** begin Information provided **
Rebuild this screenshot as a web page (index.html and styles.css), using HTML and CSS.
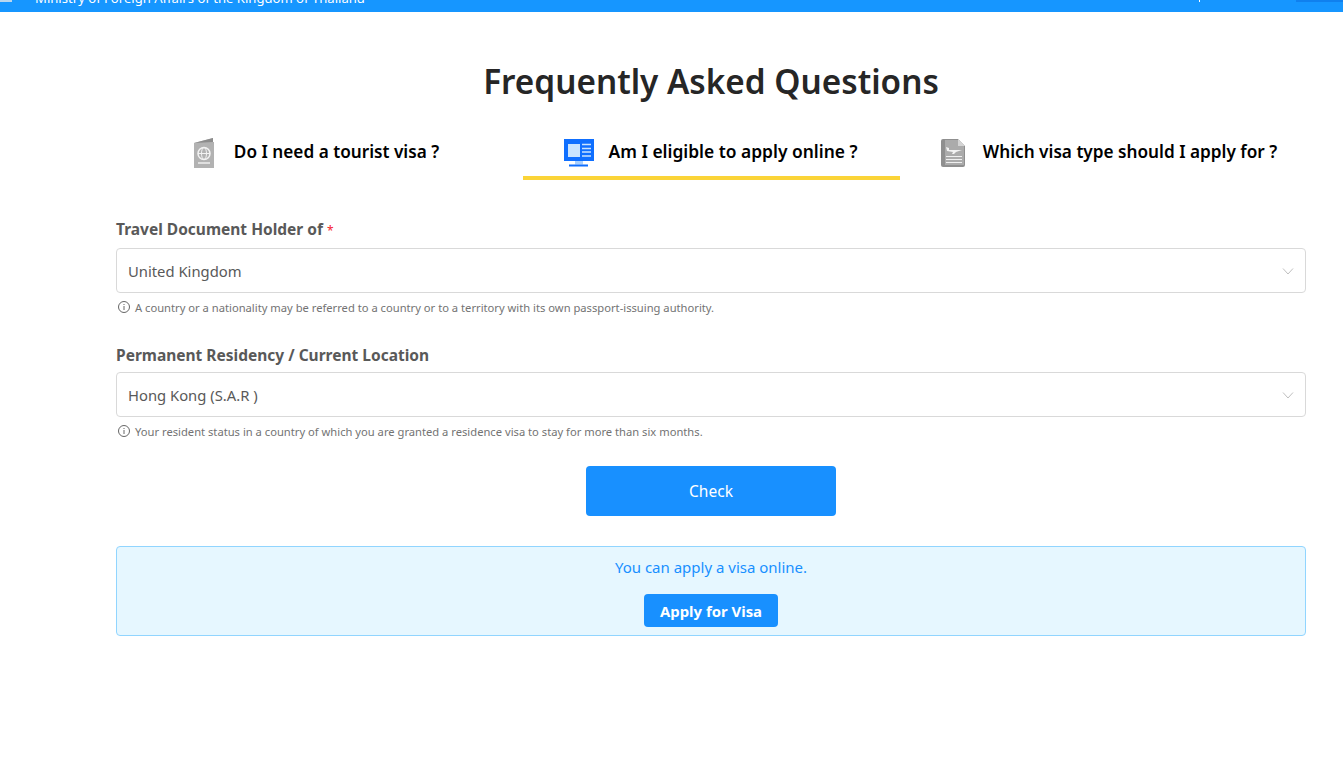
FILE: index.html
```html
<!DOCTYPE html>
<html lang="en">
<head>
    <meta charset="UTF-8">
    <meta name="viewport" content="width=device-width, initial-scale=1.0">
    <title>Frequently Asked Questions</title>
    <link rel="stylesheet" href="styles.css">
</head>
<body>
    <header class="topo">
        <div class="topo-logo"></div>
        <div class="topo-texto">Ministry of Foreign Affairs of the Kingdom of Thailand</div>
        <div class="topo-sep"></div>
        <div class="topo-menu"></div>
    </header>

    <main class="conteudo">
        <h1>Frequently Asked Questions</h1>

        <div class="abas">
            <div class="aba aba-1">
                <svg width="21" height="30" viewBox="0 0 21 30">
                    <path d="M0 5 L19 0 V4 H20 V30 H0 Z" fill="#b2b2b2"/>
                    <path d="M0 5 L19 0 V4 Z" fill="#8c8c8c"/>
                    <circle cx="10" cy="15.500" r="6" fill="none" stroke="#f2f2f2" stroke-width="1.500"/>
                    <ellipse cx="10" cy="15.500" rx="2.500" ry="6" fill="none" stroke="#f2f2f2" stroke-width="1"/>
                    <path d="M4 15.500 H16" stroke="#f2f2f2" stroke-width="1"/>
                    <path d="M4 25 H16" stroke="#f2f2f2" stroke-width="1.400"/>
                </svg>
                <span>Do I need a tourist visa ?</span>
            </div>
            <div class="aba aba-2 ativa">
                <svg width="30" height="28" viewBox="0 0 30 28">
                    <rect x="0" y="0" width="30" height="22" fill="#0f6fff"/>
                    <rect x="4" y="5" width="12" height="13" fill="#c9e4ff"/>
                    <path d="M18 5.500 H27 M18 9.500 H27 M18 13 H27 M18 17 H27" stroke="#c9e4ff" stroke-width="1.400"/>
                    <rect x="11" y="22" width="8" height="3.500" fill="#a8d0ff"/>
                    <rect x="5" y="25.500" width="19" height="2" fill="#0f6fff"/>
                </svg>
                <span>Am I eligible to apply online ?</span>
            </div>
            <div class="aba aba-3">
                <svg width="24" height="28" viewBox="0 0 24 28">
                    <path d="M2 0 H17 L24 7 V26 Q24 28 22 28 H2 Q0 28 0 26 V2 Q0 0 2 0 Z" fill="#8f8f8f"/>
                    <path d="M4 1 H17 L23 7 V26 H4 Z" fill="#ababab"/>
                    <path d="M17 0 L24 7 H17 Z" fill="#d4d4d4"/>
                    <path d="M5 8 L8 9 L8 11 H21 L15 13 L13 15 H11 L12 13 L6 12 Z" fill="#f2f2f2"/>
                    <path d="M5 17.500 H21 M5 20.500 H21 M5 23.500 H21" stroke="#efefef" stroke-width="1.200"/>
                </svg>
                <span>Which visa type should I apply for ?</span>
            </div>
        </div>

        <form class="form">
            <div class="campo">
                <label>Travel Document Holder of <em>*</em></label>
                <div class="select">
                    <span>United Kingdom</span>
                    <svg class="seta" width="12" height="12" viewBox="0 0 12 12"><path d="M1 3.500 L6 9 L11 3.500" fill="none" stroke="#bfbfbf" stroke-width="1"/></svg>
                </div>
                <p class="dica">
                    <svg width="14" height="14" viewBox="0 0 14 14"><circle cx="7" cy="7" r="5.500" fill="none" stroke="#666" stroke-width="1"/><path d="M7 6 V10 M7 4 V5" stroke="#666" stroke-width="1"/></svg>
                    A country or a nationality may be referred to a country or to a territory with its own passport-issuing authority.
                </p>
            </div>
            <div class="campo">
                <label>Permanent Residency / Current Location</label>
                <div class="select">
                    <span>Hong Kong (S.A.R )</span>
                    <svg class="seta" width="12" height="12" viewBox="0 0 12 12"><path d="M1 3.500 L6 9 L11 3.500" fill="none" stroke="#bfbfbf" stroke-width="1"/></svg>
                </div>
                <p class="dica">
                    <svg width="14" height="14" viewBox="0 0 14 14"><circle cx="7" cy="7" r="5.500" fill="none" stroke="#666" stroke-width="1"/><path d="M7 6 V10 M7 4 V5" stroke="#666" stroke-width="1"/></svg>
                    Your resident status in a country of which you are granted a residence visa to stay for more than six months.
                </p>
            </div>
            <div class="acao">
                <button type="button" class="btn-check">Check</button>
            </div>
        </form>

        <div class="resultado">
            <p>You can apply a visa online.</p>
            <button type="button" class="btn-apply">Apply for Visa</button>
        </div>
    </main>
</body>
</html>
```

FILE: styles.css
```css
html, body { margin: 0; padding: 0; background: #fff; }
body { font-family: "Noto Sans", "Open Sans", sans-serif; color: #262626; height: 766px; overflow: hidden; }

.topo { display: flex; align-items: flex-end; height: 12px; background: #1696ff; overflow: hidden; position: relative; }
.topo-logo { width: 12px; height: 2px; margin-bottom: 10px; background: #b9d6ee; flex: none; }
.topo-texto { margin-left: 23px; margin-bottom: 4px; color: #fff; font-size: 13.100px; line-height: 20px; white-space: nowrap; }
.topo-sep { position: absolute; left: 1199px; top: 0; width: 1px; height: 2px; background: #fff; }
.topo-menu { position: absolute; left: 1296px; top: 0; width: 47px; height: 2px; background: #1080ee; }

.conteudo { padding: 0 37px 0 116px; }

h1 { margin: 0; padding-top: 46px; text-align: center; font-size: 33.300px; line-height: 46px; font-weight: 600; color: #262626; }

.abas { display: flex; margin-top: 10px; height: 66px; color: #000; font-size: 17.200px; font-weight: 600; }
.aba { display: flex; align-items: center; justify-content: center; height: 50px; padding-top: 12px; white-space: nowrap; }
.aba svg { flex: none; margin-top: 4px; }
.aba-1 { width: 401px; padding-right: 6px; gap: 19px; }
.aba-2 { width: 375px; padding-right: 2px; gap: 15px; font-size: 17.400px; }
.aba-3 { width: 394px; padding-left: 12px; gap: 18px; }
.ativa { border-bottom: 4px solid #fbd437; }

.form { margin-top: 37px; }
.campo + .campo { margin-top: 25px; }
label { display: block; font-size: 15.500px; line-height: 24px; font-weight: 700; color: #595959; margin-bottom: 5px; }
label em { color: #f5222d; font-style: normal; font-weight: 400; font-size: 12px; }
.select { display: flex; align-items: center; justify-content: space-between; height: 43px; padding: 0 11px; border: 1px solid #d9d9d9; border-radius: 4px; font-size: 14.800px; color: #595959; }
.dica { display: flex; align-items: center; gap: 4px; margin: 5px 0 0; padding-left: 1px; font-size: 11.200px; line-height: 20px; color: #737373; }
.dica svg { flex: none; margin-top: -3px; }

.acao { display: flex; justify-content: center; margin-top: 24px; }
.btn-check { width: 250px; height: 50px; border: 0; border-radius: 4px; background: #1890ff; color: #fff; font-family: inherit; font-size: 15.500px; }

.resultado { display: flex; flex-direction: column; align-items: center; height: 88px; margin-top: 30px; border: 1px solid #91d5ff; border-radius: 4px; background: #e6f7ff; }
.resultado p { margin: 9px 0 0; font-size: 15px; line-height: 22px; color: #1890ff; }
.btn-apply { height: 33px; margin-top: 16px; padding: 0 15.500px; border: 0; border-radius: 4px; background: #1890ff; color: #fff; font-family: inherit; font-size: 14.900px; font-weight: 700; }
```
** end Information provided **
Send back the data above word for word, with the pictures left out.

Complete response
Rebuild this screenshot as a web page (index.html and styles.css), using HTML and CSS.
FILE: index.html
```html
<!DOCTYPE html>
<html lang="en">
<head>
    <meta charset="UTF-8">
    <meta name="viewport" content="width=device-width, initial-scale=1.0">
    <title>Frequently Asked Questions</title>
    <link rel="stylesheet" href="styles.css">
</head>
<body>
    <header class="topo">
        <div class="topo-logo"></div>
        <div class="topo-texto">Ministry of Foreign Affairs of the Kingdom of Thailand</div>
        <div class="topo-sep"></div>
        <div class="topo-menu"></div>
    </header>

    <main class="conteudo">
        <h1>Frequently Asked Questions</h1>

        <div class="abas">
            <div class="aba aba-1">
                <svg width="21" height="30" viewBox="0 0 21 30">
                    <path d="M0 5 L19 0 V4 H20 V30 H0 Z" fill="#b2b2b2"/>
                    <path d="M0 5 L19 0 V4 Z" fill="#8c8c8c"/>
                    <circle cx="10" cy="15.500" r="6" fill="none" stroke="#f2f2f2" stroke-width="1.500"/>
                    <ellipse cx="10" cy="15.500" rx="2.500" ry="6" fill="none" stroke="#f2f2f2" stroke-width="1"/>
                    <path d="M4 15.500 H16" stroke="#f2f2f2" stroke-width="1"/>
                    <path d="M4 25 H16" stroke="#f2f2f2" stroke-width="1.400"/>
                </svg>
                <span>Do I need a tourist visa ?</span>
            </div>
            <div class="aba aba-2 ativa">
                <svg width="30" height="28" viewBox="0 0 30 28">
                    <rect x="0" y="0" width="30" height="22" fill="#0f6fff"/>
                    <rect x="4" y="5" width="12" height="13" fill="#c9e4ff"/>
                    <path d="M18 5.500 H27 M18 9.500 H27 M18 13 H27 M18 17 H27" stroke="#c9e4ff" stroke-width="1.400"/>
                    <rect x="11" y="22" width="8" height="3.500" fill="#a8d0ff"/>
                    <rect x="5" y="25.500" width="19" height="2" fill="#0f6fff"/>
                </svg>
                <span>Am I eligible to apply online ?</span>
            </div>
            <div class="aba aba-3">
                <svg width="24" height="28" viewBox="0 0 24 28">
                    <path d="M2 0 H17 L24 7 V26 Q24 28 22 28 H2 Q0 28 0 26 V2 Q0 0 2 0 Z" fill="#8f8f8f"/>
                    <path d="M4 1 H17 L23 7 V26 H4 Z" fill="#ababab"/>
                    <path d="M17 0 L24 7 H17 Z" fill="#d4d4d4"/>
                    <path d="M5 8 L8 9 L8 11 H21 L15 13 L13 15 H11 L12 13 L6 12 Z" fill="#f2f2f2"/>
                    <path d="M5 17.500 H21 M5 20.500 H21 M5 23.500 H21" stroke="#efefef" stroke-width="1.200"/>
                </svg>
                <span>Which visa type should I apply for ?</span>
            </div>
        </div>

        <form class="form">
            <div class="campo">
                <label>Travel Document Holder of <em>*</em></label>
                <div class="select">
                    <span>United Kingdom</span>
                    <svg class="seta" width="12" height="12" viewBox="0 0 12 12"><path d="M1 3.500 L6 9 L11 3.500" fill="none" stroke="#bfbfbf" stroke-width="1"/></svg>
                </div>
                <p class="dica">
                    <svg width="14" height="14" viewBox="0 0 14 14"><circle cx="7" cy="7" r="5.500" fill="none" stroke="#666" stroke-width="1"/><path d="M7 6 V10 M7 4 V5" stroke="#666" stroke-width="1"/></svg>
                    A country or a nationality may be referred to a country or to a territory with its own passport-issuing authority.
                </p>
            </div>
            <div class="campo">
                <label>Permanent Residency / Current Location</label>
                <div class="select">
                    <span>Hong Kong (S.A.R )</span>
                    <svg class="seta" width="12" height="12" viewBox="0 0 12 12"><path d="M1 3.500 L6 9 L11 3.500" fill="none" stroke="#bfbfbf" stroke-width="1"/></svg>
                </div>
                <p class="dica">
                    <svg width="14" height="14" viewBox="0 0 14 14"><circle cx="7" cy="7" r="5.500" fill="none" stroke="#666" stroke-width="1"/><path d="M7 6 V10 M7 4 V5" stroke="#666" stroke-width="1"/></svg>
                    Your resident status in a country of which you are granted a residence visa to stay for more than six months.
                </p>
            </div>
            <div class="acao">
                <button type="button" class="btn-check">Check</button>
            </div>
        </form>

        <div class="resultado">
            <p>You can apply a visa online.</p>
            <button type="button" class="btn-apply">Apply for Visa</button>
        </div>
    </main>
</body>
</html>
```

FILE: styles.css
```css
html, body { margin: 0; padding: 0; background: #fff; }
body { font-family: "Noto Sans", "Open Sans", sans-serif; color: #262626; height: 766px; overflow: hidden; }

.topo { display: flex; align-items: flex-end; height: 12px; background: #1696ff; overflow: hidden; position: relative; }
.topo-logo { width: 12px; height: 2px; margin-bottom: 10px; background: #b9d6ee; flex: none; }
.topo-texto { margin-left: 23px; margin-bottom: 4px; color: #fff; font-size: 13.100px; line-height: 20px; white-space: nowrap; }
.topo-sep { position: absolute; left: 1199px; top: 0; width: 1px; height: 2px; background: #fff; }
.topo-menu { position: absolute; left: 1296px; top: 0; width: 47px; height: 2px; background: #1080ee; }

.conteudo { padding: 0 37px 0 116px; }

h1 { margin: 0; padding-top: 46px; text-align: center; font-size: 33.300px; line-height: 46px; font-weight: 600; color: #262626; }

.abas { display: flex; margin-top: 10px; height: 66px; color: #000; font-size: 17.200px; font-weight: 600; }
.aba { display: flex; align-items: center; justify-content: center; height: 50px; padding-top: 12px; white-space: nowrap; }
.aba svg { flex: none; margin-top: 4px; }
.aba-1 { width: 401px; padding-right: 6px; gap: 19px; }
.aba-2 { width: 375px; padding-right: 2px; gap: 15px; font-size: 17.400px; }
.aba-3 { width: 394px; padding-left: 12px; gap: 18px; }
.ativa { border-bottom: 4px solid #fbd437; }

.form { margin-top: 37px; }
.campo + .campo { margin-top: 25px; }
label { display: block; font-size: 15.500px; line-height: 24px; font-weight: 700; color: #595959; margin-bottom: 5px; }
label em { color: #f5222d; font-style: normal; font-weight: 400; font-size: 12px; }
.select { display: flex; align-items: center; justify-content: space-between; height: 43px; padding: 0 11px; border: 1px solid #d9d9d9; border-radius: 4px; font-size: 14.800px; color: #595959; }
.dica { display: flex; align-items: center; gap: 4px; margin: 5px 0 0; padding-left: 1px; font-size: 11.200px; line-height: 20px; color: #737373; }
.dica svg { flex: none; margin-top: -3px; }

.acao { display: flex; justify-content: center; margin-top: 24px; }
.btn-check { width: 250px; height: 50px; border: 0; border-radius: 4px; background: #1890ff; color: #fff; font-family: inherit; font-size: 15.500px; }

.resultado { display: flex; flex-direction: column; align-items: center; height: 88px; margin-top: 30px; border: 1px solid #91d5ff; border-radius: 4px; background: #e6f7ff; }
.resultado p { margin: 9px 0 0; font-size: 15px; line-height: 22px; color: #1890ff; }
.btn-apply { height: 33px; margin-top: 16px; padding: 0 15.500px; border: 0; border-radius: 4px; background: #1890ff; color: #fff; font-family: inherit; font-size: 14.900px; font-weight: 700; }
```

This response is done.